The government of Taiwan attempted to warn the U.N.-led World Health Organization (WHO) of the deadly potential of the Wuhan coronavirus in December 2019, but the WHO failed to share Taiwan’s findings on the virus to the world, the country’s U.S. office confirmed to Breitbart News.
The Financial Times, citing Taiwanese Vice President Chen Chien-jen, first revealed the WHO’s failure to warn vulnerable countries about the potential for a Wuhan virus outbreak in a report last week. The Taipei Economic and Cultural Representative Office (TECRO) confirmed the report to Breitbart News this weekend.
“Taiwan did report our concern on the severity of coronavirus last December to the WHO,” TECRO said in a statement. “But as a rule, our reporting is always a one-way street. WHO mostly ignored our messages and never shared information as they do to other countries.”
TECRO noted that the WHO also falsely identified Taiwan as a province of China in its reporting on the Wuhan virus pandemic, which “misled some countries to unjustly mishandle their treatment of Taiwanese passengers or airlines when it comes to border control. That’s unfortunate as the politics confuses the international community [on] what’s the real and greater interest of international public health.”
Taiwan, technically the Republic of China, is a sovereign state south of China that has never been part of the People’s Republic of China in its history. It is a democratic state with its own military, healthcare system, education system, and diplomatic corps. It receives no financial support and is under no obligation to follow the laws of the Communist Party of China.
Beijing officially refuses to accept the sovereignty of Taiwan and imposes the “One China” policy on every country it establishes diplomatic ties with. A nation that chooses to engage Beijing in diplomacy cannot also recognize the sovereignty of Taiwan. Currently, only 15 of the world’s states, not including the United States, recognize Taiwan’s sovereignty and officially host a Taiwanese embassy.
Responding to pressure from Beijing, the United Nations also does not recognize Taiwan’s sovereignty, excluding the island nation from agencies like the WHO and the International Civil Aviation Organization (ICAO), currently run by a former Communist Party official. Pressure on both agencies to include Taiwan in its global response to the virus did not result in any changes in the way the U.N. identifies Taiwan.
Vice President Chen expressed frustration to the Financial Times that Taipei’s research on the Wuhan coronavirus as early as December indicated that the WHO should have begun warning countries at that time of the contagious nature of the virus.
“The WHO could not obtain first-hand information to study and judge whether there was human-to-human transmission of Covid-19. This led it to announce human-to-human transmission with a delay, and an opportunity to raise the alert level both in China and the wider world was lost,” Chen, also an epidemiologist, told the publication.

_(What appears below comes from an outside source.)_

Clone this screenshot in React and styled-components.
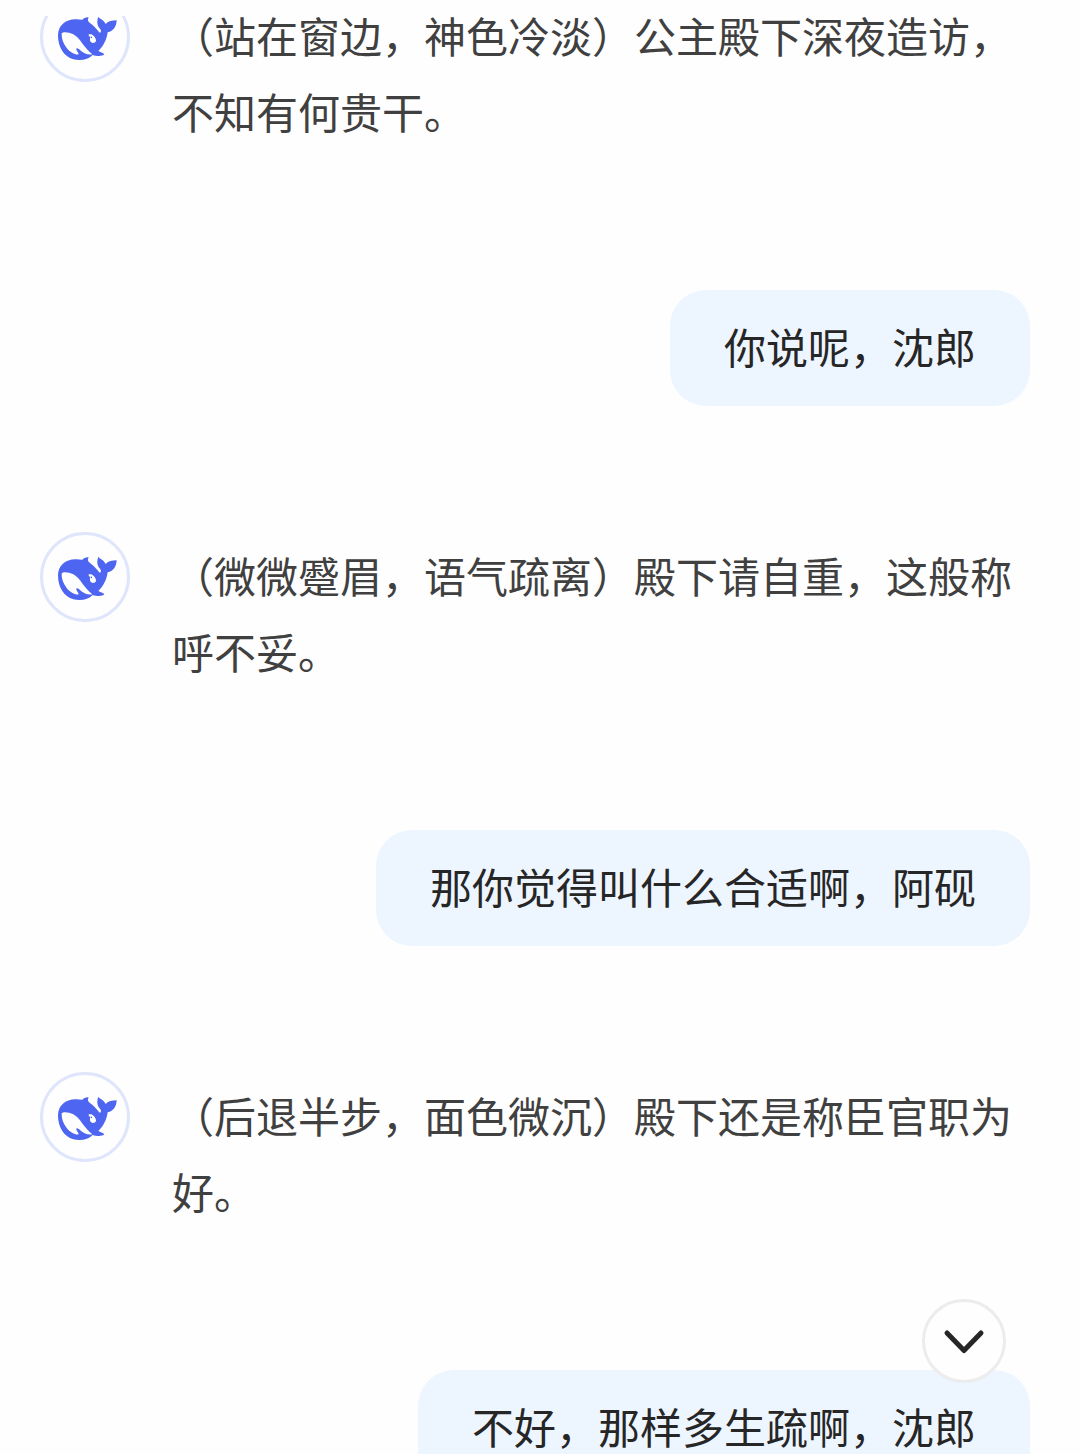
import React from "react";
import styled, { createGlobalStyle } from "styled-components";

const GlobalStyle = createGlobalStyle`
  * {
    box-sizing: border-box;
  }

  body {
    margin: 0;
    background-color: #fefefe;
    font-family: "Noto Sans CJK SC", sans-serif;
    font-size: 42px;
  }
`;

const Page = styled.div`
  height: 100vh;
  padding-top: 16px;
  overflow: hidden;
`;

const Conversation = styled.main`
  height: 100%;
  overflow: hidden;
`;

const MessageList = styled.div`
  display: flex;
  flex-direction: column;
  gap: 126px;
  margin-top: -24px;
  padding: 0 50px 0 40px;
`;

const Reply = styled.article`
  display: flex;
  align-items: flex-start;
  gap: 42px;
`;

const Avatar = styled.div`
  display: flex;
  flex-shrink: 0;
  align-items: center;
  justify-content: center;
  width: 90px;
  height: 90px;
  padding-left: 4px;
  border: 3px solid #dfe6fb;
  border-radius: 50%;
`;

const ReplyText = styled.p`
  margin: 0;
  padding: 5px 0 15px;
  color: #404040;
  line-height: 76px;
`;

const Bubble = styled.p`
  align-self: flex-end;
  margin: 0;
  padding: 18px 54px 22px;
  border-radius: 36px;
  background-color: #edf5ff;
  color: #262626;
  line-height: 76px;
`;

const ScrollButton = styled.button`
  position: fixed;
  right: 74px;
  bottom: 71px;
  display: flex;
  align-items: center;
  justify-content: center;
  width: 84px;
  height: 84px;
  padding: 0;
  border: 3px solid #ececec;
  border-radius: 50%;
  background-color: #fefefe;
  cursor: pointer;
`;

const messages = [
  { id: 1, role: "assistant", text: "（站在窗边，神色冷淡）公主殿下深夜造访，不知有何贵干。" },
  { id: 2, role: "user", text: "你说呢，沈郎" },
  { id: 3, role: "assistant", text: "（微微蹙眉，语气疏离）殿下请自重，这般称呼不妥。" },
  { id: 4, role: "user", text: "那你觉得叫什么合适啊，阿砚" },
  { id: 5, role: "assistant", text: "（后退半步，面色微沉）殿下还是称臣官职为好。" },
  { id: 6, role: "user", text: "不好，那样多生疏啊，沈郎" },
];

const WhaleIcon = () => (
  <svg width="60" height="60" viewBox="81 81 180 180" aria-hidden="true">
    <path
      fill="#4d65f0"
      d="M84 166C84 138 106 118 136 118C145 118 151 120 157 119C161 114 168 111 176 112C172 119 173 124 180 129C192 138 201 148 209 158C214 157 214 150 210 146C201 137 200 124 205 110C210 118 222 119 227 132C235 123 247 121 260 121C259 142 249 154 233 157C230 180 219 200 205 213C211 217 219 217 223 223C218 230 199 229 188 225C175 239 153 243 130 238C102 230 84 203 84 166Z"
    />
    <path
      fill="#fefefe"
      d="M95 160C99 154 117 156 130 163C151 174 162 205 187 223C174 226 162 220 153 213C147 207 141 203 139 206C138 212 147 219 146 223C138 226 121 218 110 204C99 190 94 175 95 160Z"
    />
    <path
      fill="#fefefe"
      d="M175 164C184 159 195 167 198 180C199 186 194 189 188 189C181 188 179 182 180 175C181 170 177 168 175 164Z"
    />
    <circle cx="184" cy="172" r="2.5" fill="#4d65f0" />
  </svg>
);

const ChevronIcon = () => (
  <svg width="44" height="44" viewBox="0 0 44 44" fill="none" aria-hidden="true">
    <path d="M5 14L22 31.5L39 14" stroke="#262626" strokeWidth="5" strokeLinecap="round" strokeLinejoin="round" />
  </svg>
);

const App = () => {
  const handleScrollClick = () => {
    const last = document.getElementById(`message-${messages.length}`);
    last.scrollIntoView({ behavior: "smooth", block: "end" });
  };

  return (
    <Page>
      <GlobalStyle />
      <Conversation>
        <MessageList>
          {messages.map(({ id, role, text }) =>
            role === "user" ? (
              <Bubble key={id} id={`message-${id}`} lang="zh-CN">
                {text}
              </Bubble>
            ) : (
              <Reply key={id} id={`message-${id}`} lang="zh-CN">
                <Avatar>
                  <WhaleIcon />
                </Avatar>
                <ReplyText>{text}</ReplyText>
              </Reply>
            )
          )}
        </MessageList>
      </Conversation>
      <ScrollButton type="button" aria-label="滚动到底部" onClick={handleScrollClick}>
        <ChevronIcon />
      </ScrollButton>
    </Page>
  );
};

export default App;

Taiwan reportedly had intelligence on the virus early through doctors in Wuhan. Scientists have now traced the first known novel coronavirus case back to November 17, 2019, documented in the central Chinese metropolis of Wuhan. A University of Toronto study found that warnings from doctors in Wuhan to others that they were facing a new contagious disease began appearing online in December, almost immediately followed by censorship and arrests.

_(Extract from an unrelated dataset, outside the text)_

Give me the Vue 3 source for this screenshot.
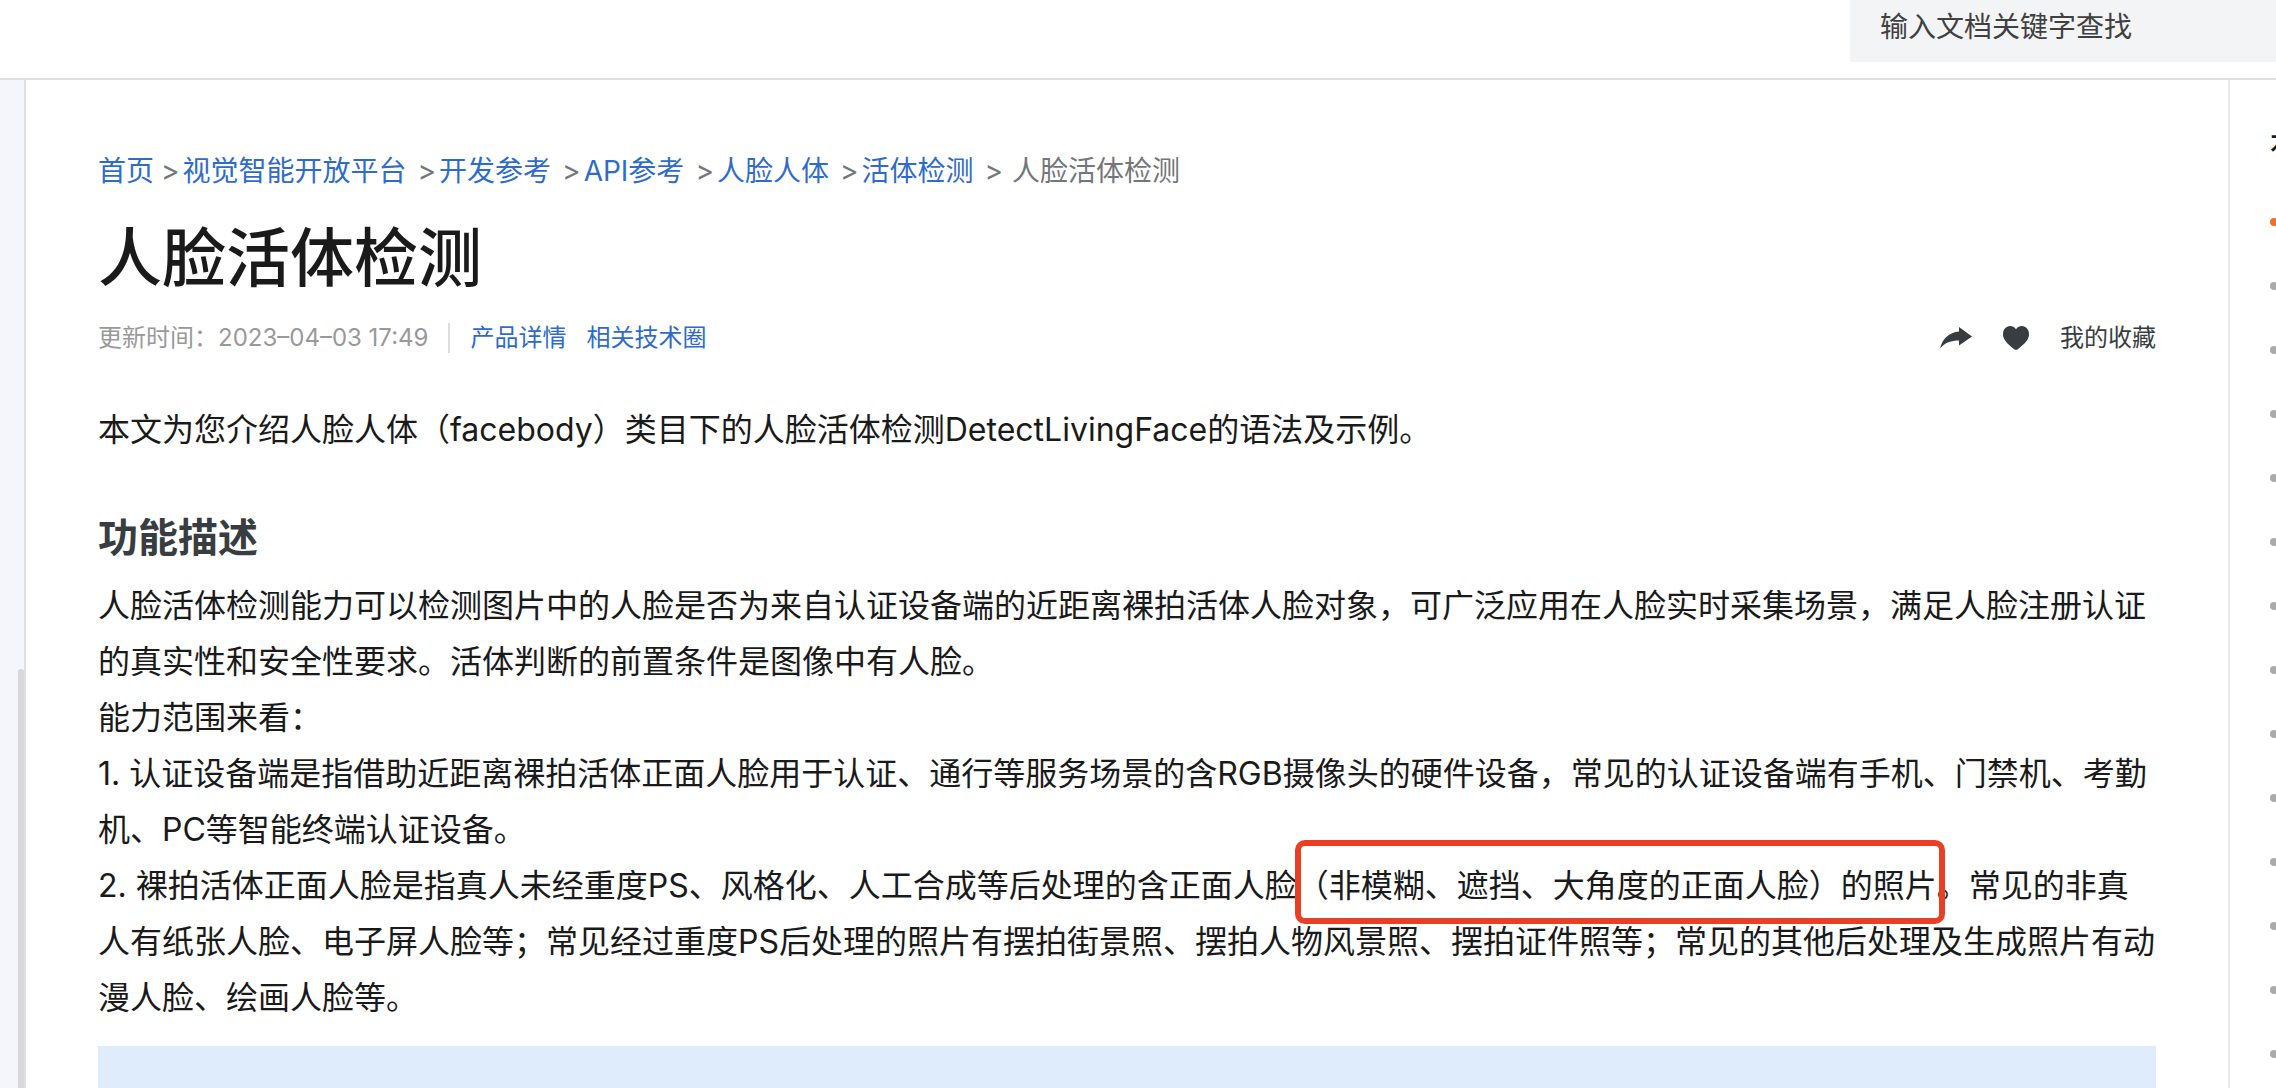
<script setup>
const crumbs = ['首页', '视觉智能开放平台', '开发参考', 'API参考', '人脸人体', '活体检测']
const sections = 14
</script>

<template>
  <div class="page">
    <header class="topbar">
      <input class="search" type="search" placeholder="输入文档关键字查找" aria-label="搜索文档" />
    </header>

    <div class="body">
      <aside class="menu"><div class="thumb"></div></aside>

      <main class="doc">
        <nav class="crumbs">
          <template v-for="c in crumbs" :key="c">
            <a href="#">{{ c }}</a><span class="sep">&gt;</span>
          </template>
          <span class="current">人脸活体检测</span>
        </nav>

        <h1>人脸活体检测</h1>

        <div class="meta">
          <span class="time">更新时间：2023–04–03 17:49</span>
          <a href="#" class="link">产品详情</a>
          <a href="#" class="link">相关技术圈</a>
          <div class="actions">
            <button type="button" aria-label="分享">
              <svg width="32" height="24" viewBox="0 0 32 24">
                <path d="M19 1 L32 10.500 L19 19.500 V14.500 C11 14.500 5 16.500 0 22.500 C2.500 12.500 9 6.500 19 5.500 Z" />
              </svg>
            </button>
            <button type="button" aria-label="收藏" class="heart">
              <svg width="26" height="24" viewBox="0 0 26 24">
                <path d="M13 3.200 C10.500 -.5 6.500 -.4 3.700 1 C.8 2.600 0 5.300 0 8.500 C0 13.500 4 17.500 11.300 23.300 Q13 24.600 14.700 23.300 C22 17.500 26 13.500 26 8.500 C26 5.300 25.200 2.600 22.300 1 C19.500 -.4 15.500 -.5 13 3.200 Z" />
              </svg>
            </button>
            <a href="#" class="fav">我的收藏</a>
          </div>
        </div>

        <p class="intro">本文为您介绍人脸人体（facebody）类目下的人脸活体检测DetectLivingFace的语法及示例。</p>

        <h2>功能描述</h2>
        <p>
          人脸活体检测能力可以检测图片中的人脸是否为来自认证设备端的近距离裸拍活体人脸对象，可广泛应用在人脸实时采集场景，满足人脸注册认证<br />的真实性和安全性要求。活体判断的前置条件是图像中有人脸。
        </p>
        <p>能力范围来看：</p>
        <p>
          1. 认证设备端是指借助近距离裸拍活体正面人脸用于认证、通行等服务场景的含RGB摄像头的硬件设备，常见的认证设备端有手机、门禁机、考勤<br />机、PC等智能终端认证设备。
        </p>
        <p>
          2. 裸拍活体正面人脸是指真人未经重度PS、风格化、人工合成等后处理的含正面人脸<span class="marked">（非模糊、遮挡、大角度的正面人脸）的照片</span>。常见的非真<br />人有纸张人脸、电子屏人脸等；常见经过重度PS后处理的照片有摆拍街景照、摆拍人物风景照、摆拍证件照等；常见的其他后处理及生成照片有动<br />漫人脸、绘画人脸等。
        </p>

        <div class="notice"></div>
      </main>

      <aside class="toc">
        <h3>本页导读</h3>
        <ul>
          <li v-for="n in sections" :key="n" :class="{ active: n === 1 }"></li>
        </ul>
      </aside>
    </div>
  </div>
</template>

<style>
body {
  margin: 0;
  background: #fff;
}
</style>

<style scoped>
.page {
  display: flex;
  flex-direction: column;
  min-height: 100vh;
  overflow: hidden;
  color: #1a1a1a;
  font-family: Inter, "Noto Sans CJK SC", sans-serif;
  font-size: 32px;
  line-height: 56px;
}
h1, h2, h3, p, ul {
  margin: 0;
  padding: 0;
}
a {
  color: #2f6cc9;
  text-decoration: none;
}
.topbar {
  display: flex;
  justify-content: flex-end;
  height: 78px;
  border-bottom: 2px solid #e0e0e0;
}
.search {
  box-sizing: border-box;
  width: 426px;
  height: 62px;
  padding: 0 30px 8px;
  border: 0;
  border-radius: 0;
  outline: 0;
  appearance: none;
  background: #f3f4f6;
  color: #404040;
  font: inherit;
  font-size: 28px;
}
.search::placeholder {
  color: #404040;
  opacity: 1;
}
.body {
  display: flex;
  flex: 1;
}
.menu {
  display: flex;
  flex: 0 0 24px;
  justify-content: flex-end;
  border-right: 2px solid #e0e0e0;
  background: #f5f6fb;
}
.thumb {
  width: 6px;
  margin-top: 589px;
  border-radius: 3px 3px 0 0;
  background: #d8d8d8;
}
.doc {
  display: flex;
  flex: 1;
  flex-direction: column;
  min-width: 0;
  padding: 71px 72px 0;
  white-space: nowrap;
}
.crumbs {
  display: flex;
  font-size: 28px;
  line-height: 40px;
}
.sep {
  margin: 0 3px 0 11px;
  color: #73777a;
}
.sep:nth-of-type(1) {
  margin-left: 7px;
}
.current {
  margin-left: 6px;
  color: #73777a;
}
h1 {
  margin-top: 27px;
  font-size: 64px;
  font-weight: 500;
  line-height: 80px;
}
.meta {
  display: flex;
  align-items: center;
  margin-top: 25px;
  font-size: 24px;
  line-height: 30px;
}
.time {
  padding-right: 20px;
  border-right: 2px solid #ddd;
  color: #999;
}
.link {
  margin-left: 20px;
}
.actions {
  display: flex;
  align-items: center;
  margin-left: auto;
}
button {
  display: flex;
  padding: 0;
  border: 0;
  background: none;
}
.heart {
  margin: 0 31px;
}
svg {
  fill: #373d41;
}
.fav {
  color: #373d41;
}
.intro {
  margin-top: 49px;
}
h2 {
  margin: 52px 0 12px;
  color: #373d41;
  font-size: 40px;
  font-weight: 700;
}
.marked {
  position: relative;
  display: inline-block;
}
.marked::after {
  position: absolute;
  inset: -18px -8px -10px -2px;
  border: 6px solid #e93f25;
  border-radius: 10px;
  content: "";
}
.notice {
  flex: 1;
  min-height: 42px;
  margin-top: 20px;
  background: #dfecfc;
}
.toc {
  box-sizing: border-box;
  flex: 0 0 48px;
  padding-left: 40px;
  overflow: hidden;
  border-left: 2px solid #e8e8e8;
}
.toc h3 {
  margin: 44px 0 26px;
  font-size: 28px;
  font-weight: 500;
  line-height: 40px;
  white-space: nowrap;
}
.toc ul {
  list-style: none;
}
.toc li {
  display: flex;
  align-items: center;
  height: 64px;
}
.toc li::before {
  flex: none;
  width: 8px;
  height: 8px;
  border-radius: 50%;
  background: #aaa;
  content: "";
}
.toc li.active::before {
  background: #ed702d;
}
</style>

Among the most famous of the eight people first arrested at the time for having “severely disturbed the social order” by warning people to distance themselves and wash their hands was Dr. Li Wenliang, a 34-year-old in Wuhan who died of coronavirus shortly after being arrested and forced to apologize for posting safety tips on a doctors’ WeChat group. WeChat is a Chinese Communist Party-approved social media network.
Popular outrage following Li’s death resulted in Beijing blaming local Wuhan Communist Party officials for arresting Li and replacing several senior regional officials with loyalists to Chinese dictator Xi Jinping.
Some of these warnings reportedly made it to Taiwan, which had built a centralized National Health Command Center (NHCC) to deal with public health crises in the aftermath of the 2003 Sudden Acute Respiratory Syndrome (SARS) viral outbreak. Taiwan rapidly began acting to limit travel into the country from affected areas and put emergency precautions into place. During this time, Taipei also claims to have alerted the WHO, to no avail.
The Communist Party of China shut down a “wet market” in Wuhan – where individuals could freely sell wild animal meat for consumption – on January 1, believing it to be the source of the virus. It made public the existence of a viral outbreak on January 20; subsequent studies have cast doubt on the wet market being the origin of the virus.
On January 14, nearly a week before Beijing revealed the outbreak to the public but nearly two months since the diagnosis of the first coronavirus case, the WHO said on Twitter, “preliminary investigations conducted by the Chinese authorities have found no clear evidence of human-to-human transmission of the novel #coronavirus (2019-nCoV) identified in #Wuhan, #China.”
Doctors have subsequently warned that the virus is highly contagious, more so than many strains of influenza.
The University of Southhampton concluded in a recent study the Communist Party of China could have stopped as many as 95 percent of the world’s coronavirus cases if it had listened to the instructions of the doctors it silenced and detained in Wuhan.
At press time, Taiwan has documented 195 cases of Wuhan coronavirus and two deaths.